The Saab 96 has good gas mileage and front wheel drive capability and able to drive one in the middle of a blizzard. Introduced in 1960 and was produced until January 1980 it replaced the 93 It was the car for which the marque Saab became internationally known partly because of its safety innovations and its successes in racing circuits.

The Japanese Carmakers

1970s Japanese Car Brands

The 1970 Datsun 240Z was a rear wheel drive two-door sports car that offered great performance, beautiful styling as well as a great price. Coming with a 2.4L inline-6 engine with solid valve lifters with two valves per cylinder, its output was 151 horsepower at 5,600 rpm and its torque was 146 lb-ft at 4,400 rpm.

It came standard with a four speed manual transmission The 240Z was released in America on October 22, 1969. Combining good looks, and powerful performance, it sold more than 135,000 units from 1971-1973. They were very popular 70s car imports.

The first generation Celica came with a 2.0L inline four cylinder engine and a five speed transmission. With a rear wheel drive, these small, light 1970s imported cars easily traverse around corners. Displayed at the October 1970 Tokyo Motor Show and marketed in December of the same year, the Celica was a personal car that emphasized styling and driving enjoyment.

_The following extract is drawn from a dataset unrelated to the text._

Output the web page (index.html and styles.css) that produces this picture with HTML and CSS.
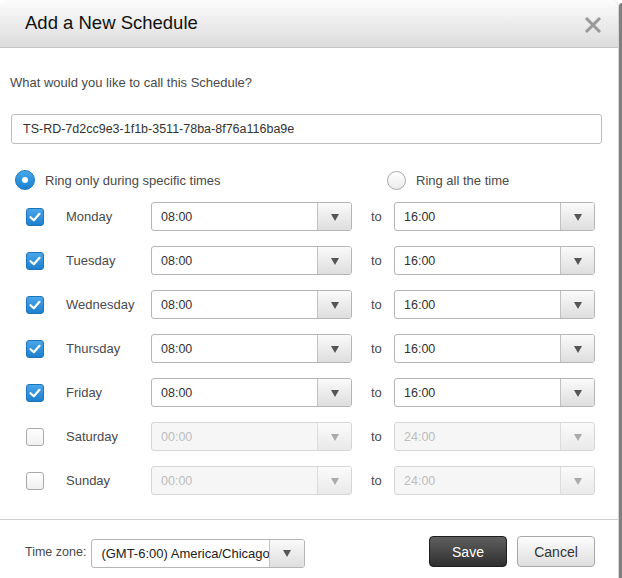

For export markets, the Celica was offered in three different levels of trim; LT, ST and GT.

The Honda N600 was the first Honda imported into the US for sale. A forerunner of all the Civics, Accords, CR-Vs, and Odysseys, it was a two-cylinder, air-cooled engine making 1300 CCs. Technologically advanced for its time, with an all alloy engine that could achieve 9000 rpm, engine output was 36–45 hp capable of 81 mph. Weighing only 1,100 lbs, the N600 could provide some zip.

The Daihatsu Fellow Max was a small sedan imported from Japan and was equipped with a very modest engine: a two stroke Inline-two engine, an output of 33 horsepower at 6,500 rpm and torque of 27 lb-ft at 5,500 rpm. It also came standard with a four-speed manual transmission.

In April 1970, the front-wheel drive L38 Daihatsu Fellow Max replaced the rear-wheel drive Fellow.

The Toyota Corona gave buyers more interior space while still offering dependable, affordable performance. Just less expensive that the Toyota Crown, it focused more on fuel economy. The Coronas were successful export cars and was known in European markets as Carinas but in North America as the Coronas. No longer in production, the Toyota “T” platform used in these 1970s imported cars are still being used in some Toyota subsequent models.

Dubbed as the “poor man’s BMW”, the Datsun 510 was in production from 1968 to 1974. Incorporating a SOHC engine, MacPherson strut suspension in front and independent, semi-trailing arms in the back they came in 1.6L L-series I4 engine with 96 hp and maximum speed of 100 mph. They were available in either a 4-speed manual or a 3-speed automatic transmission.

The Datsun 510 found enthusiasts during the past four decades, thanks to these 1970s imported cars’ affordability and reliability.

Produced between 1969 and 2012, the first generation Galants were known as Colt Galant. The new Saturn engine powered the early models in 1.3 or 1.5 L. In more than four decades of production, more than five million of these cars were sold. Originally a compact sedan, Mitsubishi Galant has evolved into a larger mid-size car. One of those fine 1970s imported cars.

Extremely popular in the North America because of the OPEC gasoline shortage and a cheap price tag, the Datsun B210 arrived at an opportune time. Although plagues by rusting even in dry weather and paper-thin metal notwithstanding, US buyers accepted these 1970s imported cars that got 27-32 mpg and a starting price of US$2849.